Practice Question it answers Limitation
Vulnerability scanning What known CVEs exist on this asset? High false positive rate; no exploit validation
Vulnerability management Are we finding, tracking, and fixing vulnerabilities over time? A process, not proof that a finding is exploitable
Penetration testing Can this vulnerability actually be exploited, and how far does it lead? Point-in-time unless run continuously

For a deeper comparison of scanning against manual and automated testing, see our guide on vulnerability scanning vs. penetration testing.

Why It Matters

The gap: a mature vulnerability management program can still miss the exposures that do not show up as a tracked CVE, like a misconfiguration or an exposed credential.
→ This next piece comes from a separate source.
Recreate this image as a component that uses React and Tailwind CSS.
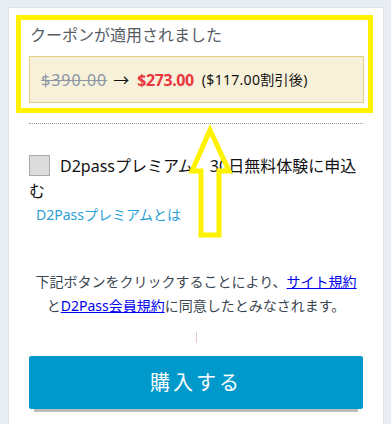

Vulnerability management programs are necessary but not sufficient on their own. CVEs are exploited in the wild in about 3 days on average, while an annual pentest tests roughly 20% of the attack surface at any given time. A vulnerability management program that runs on a slow patch cadence, without continuous validation, leaves that window open.

Frequently Asked Questions

What is vulnerability management?

Vulnerability management is the continuous, cyclical process of identifying, prioritizing, remediating, and verifying fixes for security weaknesses across an environment, rather than a single scan or project.

What is the difference between vulnerability management and vulnerability scanning?

Scanning is one step, discovery, within the broader vulnerability management lifecycle, which also includes prioritization, remediation, and verification.

What is the difference between vulnerability management and penetration testing?

Vulnerability management tracks and remediates known CVEs over time. Penetration testing proves whether a vulnerability, known or unknown, can actually be exploited and how far it leads.

How often should vulnerability scans run?

Most mature programs scan continuously or on every deployment, since new CVEs and configuration changes appear far more often than a quarterly or annual cadence can catch.

Does patching everything eliminate risk?

No. Many breaches originate from misconfigurations, exposed credentials, or business logic flaws that are not tracked as CVEs at all, which is why vulnerability management alone does not cover full exposure.